Exercise 4.12 — LEA as Arithmetic
For each LEA instruction, compute the value stored in the destination register. No memory is accessed.
; Assume: rax=10, rbx=3, rcx=0x100
lea rdx, [rax + 1] ; (a) rdx = ?
lea rdx, [rax + rbx] ; (b) rdx = ?
lea rdx, [rbx + rbx*2] ; (c) rdx = ? (hint: rax + rax*2 = rax*3)
lea rdx, [rax + rbx*4 + 8] ; (d) rdx = ?
lea rdx, [rcx*2] ; (e) rdx = ? (hint: no base)
Section F: Synthesis
Exercise 4.13 — Complete Memory Layout Program
Modify the readmaps program from the chapter to:
a) Count the number of mapped regions (lines in /proc/self/maps)
b) Count regions with execute permission (containing 'x' in the permissions field)
c) Print a summary: "Total regions: N, executable: M"
This requires parsing the output of /proc/self/maps in assembly — a useful exercise in string processing.
Exercise 4.14 — Stack Canary Location
The stack canary is stored at fs:0x28 (thread-local storage offset 0x28). Write a NASM snippet that:
a) Reads the canary value from TLS: mov rax, QWORD [fs:0x28]
b) Stores a copy of it on the stack at [rbp-8] (the standard compiler location)

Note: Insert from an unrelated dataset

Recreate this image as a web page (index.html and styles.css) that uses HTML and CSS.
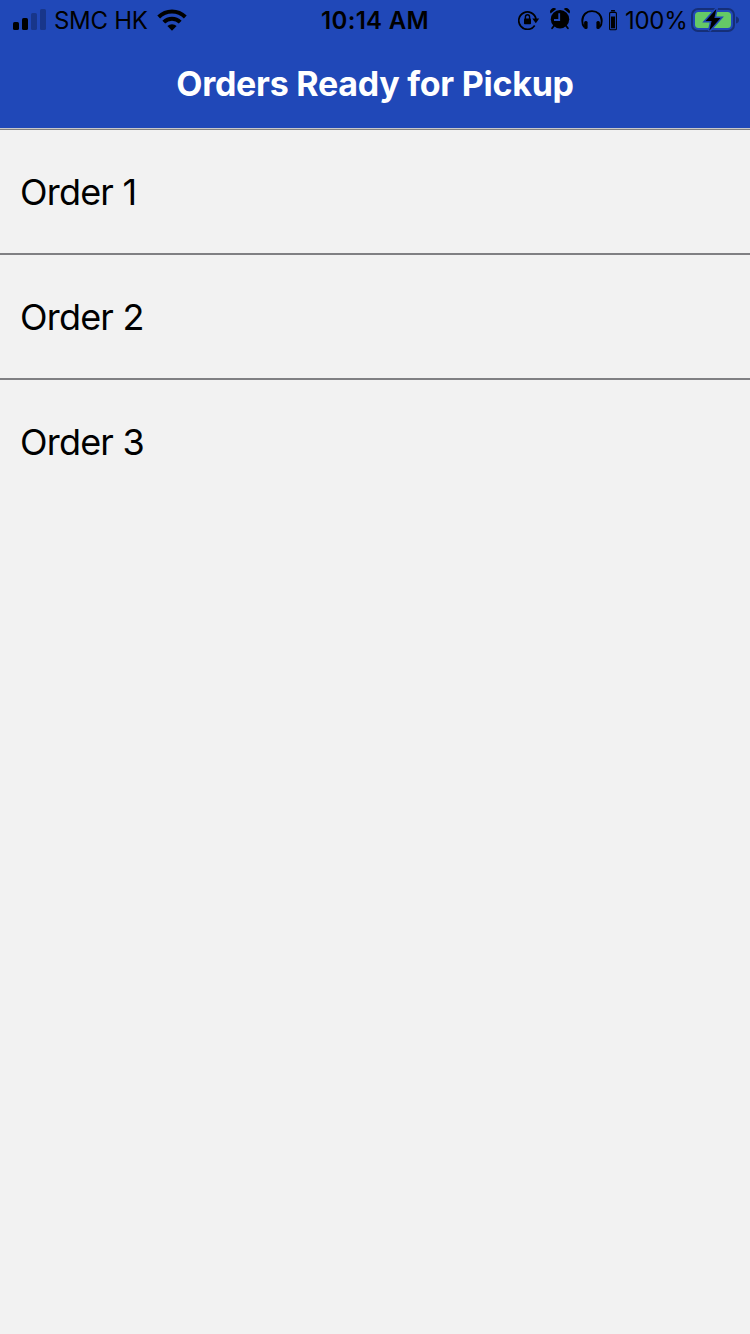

c) After the function body, verify it hasn't changed
verify_canary_example:
push rbp
mov rbp, rsp
sub rsp, 16
; Read canary from TLS and save it:
mov rax, QWORD [fs:0x28]
mov QWORD [rbp-8], rax
; ... simulated function body ...
; (Some code that could potentially corrupt the stack)

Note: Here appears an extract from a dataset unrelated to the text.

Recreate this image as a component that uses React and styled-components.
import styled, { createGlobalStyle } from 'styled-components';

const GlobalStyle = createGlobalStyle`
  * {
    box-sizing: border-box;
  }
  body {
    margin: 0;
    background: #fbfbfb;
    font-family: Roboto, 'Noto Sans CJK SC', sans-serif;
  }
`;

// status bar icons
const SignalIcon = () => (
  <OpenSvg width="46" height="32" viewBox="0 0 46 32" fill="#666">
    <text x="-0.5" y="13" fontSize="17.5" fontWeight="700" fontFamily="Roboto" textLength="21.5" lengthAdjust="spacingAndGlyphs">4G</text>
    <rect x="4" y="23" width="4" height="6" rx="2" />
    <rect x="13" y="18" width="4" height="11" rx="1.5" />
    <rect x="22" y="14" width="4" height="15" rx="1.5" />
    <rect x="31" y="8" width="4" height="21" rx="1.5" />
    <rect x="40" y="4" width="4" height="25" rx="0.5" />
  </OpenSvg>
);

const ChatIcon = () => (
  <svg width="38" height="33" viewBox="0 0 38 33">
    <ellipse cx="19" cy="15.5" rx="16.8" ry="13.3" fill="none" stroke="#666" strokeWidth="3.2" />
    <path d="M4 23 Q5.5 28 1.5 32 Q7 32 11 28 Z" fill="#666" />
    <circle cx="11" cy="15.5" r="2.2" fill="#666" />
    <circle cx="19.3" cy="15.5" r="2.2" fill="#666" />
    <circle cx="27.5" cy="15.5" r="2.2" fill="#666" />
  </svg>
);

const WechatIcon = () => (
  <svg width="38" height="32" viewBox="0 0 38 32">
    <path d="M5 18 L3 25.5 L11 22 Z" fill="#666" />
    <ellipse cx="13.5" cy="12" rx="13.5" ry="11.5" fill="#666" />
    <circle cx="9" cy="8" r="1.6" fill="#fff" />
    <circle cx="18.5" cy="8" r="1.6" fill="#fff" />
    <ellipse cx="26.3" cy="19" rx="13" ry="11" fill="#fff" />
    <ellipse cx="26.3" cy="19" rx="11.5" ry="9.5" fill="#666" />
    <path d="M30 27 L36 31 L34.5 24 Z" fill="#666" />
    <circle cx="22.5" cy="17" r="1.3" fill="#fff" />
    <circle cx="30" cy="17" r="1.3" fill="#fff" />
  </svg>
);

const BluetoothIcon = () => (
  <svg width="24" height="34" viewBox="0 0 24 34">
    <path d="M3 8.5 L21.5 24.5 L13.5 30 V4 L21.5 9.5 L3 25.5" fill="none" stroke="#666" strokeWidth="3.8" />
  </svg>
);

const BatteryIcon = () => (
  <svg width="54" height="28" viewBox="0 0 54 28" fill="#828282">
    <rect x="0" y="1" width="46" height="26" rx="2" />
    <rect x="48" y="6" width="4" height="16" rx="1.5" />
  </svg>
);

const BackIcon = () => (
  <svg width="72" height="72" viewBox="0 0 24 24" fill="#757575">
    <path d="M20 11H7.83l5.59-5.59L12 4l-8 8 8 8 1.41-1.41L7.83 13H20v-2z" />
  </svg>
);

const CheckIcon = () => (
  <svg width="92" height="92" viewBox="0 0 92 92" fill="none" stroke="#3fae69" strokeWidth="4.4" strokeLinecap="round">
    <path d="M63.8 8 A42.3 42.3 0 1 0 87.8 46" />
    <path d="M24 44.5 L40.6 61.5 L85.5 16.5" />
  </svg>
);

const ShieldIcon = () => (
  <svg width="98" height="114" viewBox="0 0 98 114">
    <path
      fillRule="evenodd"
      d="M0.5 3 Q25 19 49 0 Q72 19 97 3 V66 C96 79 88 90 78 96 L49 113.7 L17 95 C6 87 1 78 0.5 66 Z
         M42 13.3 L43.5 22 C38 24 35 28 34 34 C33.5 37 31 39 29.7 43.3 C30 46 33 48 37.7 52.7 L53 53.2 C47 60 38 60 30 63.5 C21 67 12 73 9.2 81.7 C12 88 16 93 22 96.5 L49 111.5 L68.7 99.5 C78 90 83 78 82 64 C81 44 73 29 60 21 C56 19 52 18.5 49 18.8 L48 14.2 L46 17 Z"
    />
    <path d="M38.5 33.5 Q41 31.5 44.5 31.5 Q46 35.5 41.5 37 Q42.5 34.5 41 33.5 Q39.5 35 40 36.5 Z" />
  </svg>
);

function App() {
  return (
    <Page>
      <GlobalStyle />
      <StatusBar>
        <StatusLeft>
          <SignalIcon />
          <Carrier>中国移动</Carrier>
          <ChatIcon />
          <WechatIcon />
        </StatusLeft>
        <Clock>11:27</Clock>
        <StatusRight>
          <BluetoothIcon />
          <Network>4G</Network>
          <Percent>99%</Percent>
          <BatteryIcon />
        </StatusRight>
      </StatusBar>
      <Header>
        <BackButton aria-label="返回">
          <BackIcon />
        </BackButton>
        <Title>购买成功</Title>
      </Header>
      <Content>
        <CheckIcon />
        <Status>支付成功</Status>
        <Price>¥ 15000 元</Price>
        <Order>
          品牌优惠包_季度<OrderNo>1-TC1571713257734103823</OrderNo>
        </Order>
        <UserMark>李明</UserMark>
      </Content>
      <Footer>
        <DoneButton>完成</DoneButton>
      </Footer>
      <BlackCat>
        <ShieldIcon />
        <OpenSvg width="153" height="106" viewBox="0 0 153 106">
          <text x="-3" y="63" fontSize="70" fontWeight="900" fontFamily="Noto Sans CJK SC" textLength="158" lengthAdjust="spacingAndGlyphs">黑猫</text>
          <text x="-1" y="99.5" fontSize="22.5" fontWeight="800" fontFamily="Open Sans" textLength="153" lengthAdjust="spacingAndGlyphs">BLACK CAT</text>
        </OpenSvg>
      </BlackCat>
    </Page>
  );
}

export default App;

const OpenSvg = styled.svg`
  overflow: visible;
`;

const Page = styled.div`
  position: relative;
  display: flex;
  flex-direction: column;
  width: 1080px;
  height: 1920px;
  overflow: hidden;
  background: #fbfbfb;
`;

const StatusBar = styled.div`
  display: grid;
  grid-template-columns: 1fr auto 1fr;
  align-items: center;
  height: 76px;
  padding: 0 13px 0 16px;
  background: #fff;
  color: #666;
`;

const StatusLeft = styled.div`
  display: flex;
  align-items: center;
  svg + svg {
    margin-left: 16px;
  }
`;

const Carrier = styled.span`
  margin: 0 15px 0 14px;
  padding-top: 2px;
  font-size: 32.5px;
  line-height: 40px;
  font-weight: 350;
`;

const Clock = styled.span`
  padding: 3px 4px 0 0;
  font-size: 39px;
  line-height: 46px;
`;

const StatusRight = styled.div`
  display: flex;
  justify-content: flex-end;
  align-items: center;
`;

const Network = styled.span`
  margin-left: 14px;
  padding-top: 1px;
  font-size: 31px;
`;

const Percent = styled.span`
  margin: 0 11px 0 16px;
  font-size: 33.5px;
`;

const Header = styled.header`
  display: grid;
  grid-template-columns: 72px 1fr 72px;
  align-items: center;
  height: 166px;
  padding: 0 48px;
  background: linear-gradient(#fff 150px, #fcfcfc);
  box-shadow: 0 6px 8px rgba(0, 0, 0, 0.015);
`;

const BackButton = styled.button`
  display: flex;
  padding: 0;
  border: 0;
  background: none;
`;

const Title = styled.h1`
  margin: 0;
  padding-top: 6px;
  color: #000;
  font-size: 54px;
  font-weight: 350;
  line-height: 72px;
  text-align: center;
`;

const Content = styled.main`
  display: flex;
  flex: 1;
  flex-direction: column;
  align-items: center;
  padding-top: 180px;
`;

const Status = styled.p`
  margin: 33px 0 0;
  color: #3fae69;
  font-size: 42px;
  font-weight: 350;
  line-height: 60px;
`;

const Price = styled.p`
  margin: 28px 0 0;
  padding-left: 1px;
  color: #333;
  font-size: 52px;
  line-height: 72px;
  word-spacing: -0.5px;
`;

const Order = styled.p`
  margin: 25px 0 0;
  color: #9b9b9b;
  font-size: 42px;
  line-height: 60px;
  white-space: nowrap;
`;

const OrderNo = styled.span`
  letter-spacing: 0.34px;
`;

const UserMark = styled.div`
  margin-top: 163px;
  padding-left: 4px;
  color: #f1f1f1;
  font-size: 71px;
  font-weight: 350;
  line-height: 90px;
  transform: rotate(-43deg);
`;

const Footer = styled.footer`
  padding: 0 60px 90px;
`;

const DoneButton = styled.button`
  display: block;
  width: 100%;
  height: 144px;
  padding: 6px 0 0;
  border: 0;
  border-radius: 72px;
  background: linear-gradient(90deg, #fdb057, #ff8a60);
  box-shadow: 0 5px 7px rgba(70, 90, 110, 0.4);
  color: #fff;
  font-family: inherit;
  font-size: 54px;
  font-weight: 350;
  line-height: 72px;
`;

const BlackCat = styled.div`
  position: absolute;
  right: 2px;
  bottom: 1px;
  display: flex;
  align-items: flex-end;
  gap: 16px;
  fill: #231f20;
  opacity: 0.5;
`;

; Verify canary hasn't changed:
mov rax, QWORD [rbp-8]
xor rax, QWORD [fs:0x28] ; XOR: if unchanged, result is 0
jnz .canary_failed ; if not zero, canary was modified!
xor eax, eax
leave
ret
.canary_failed:
; Stack was corrupted -- terminate
mov rax, 60
mov rdi, 1
syscall
Explain: What value would [rbp-8] contain if a buffer overflow had overwritten it? How does the XOR comparison detect this?
Exercise 4.15 — Preview: Buffer on the Stack
Consider the following NASM function that declares a local buffer:
read_input:
push rbp
mov rbp, rsp
sub rsp, 64 ; allocate 64-byte buffer
; Buffer is at [rbp-64] to [rbp-1] (64 bytes)
lea rdi, [rbp-64] ; pointer to buffer
mov rsi, 64 ; max bytes to read
; ... read into buffer ...
leave
ret
a) What is the address of the first byte of the buffer relative to RBP?
b) What is at [rbp+0] (the byte at RBP itself)?
c) What is at [rbp+8]?
d) If an attacker could write more than 64 bytes into the buffer, which adjacent memory locations would be overwritten first? What is at those locations?
e) Without implementing an exploit: what would happen to program control if the value at [rbp+8] was overwritten with an attacker-controlled value?
(This is a preview of Chapter 11's buffer overflow material. Just describe the memory layout — don't implement an exploit.)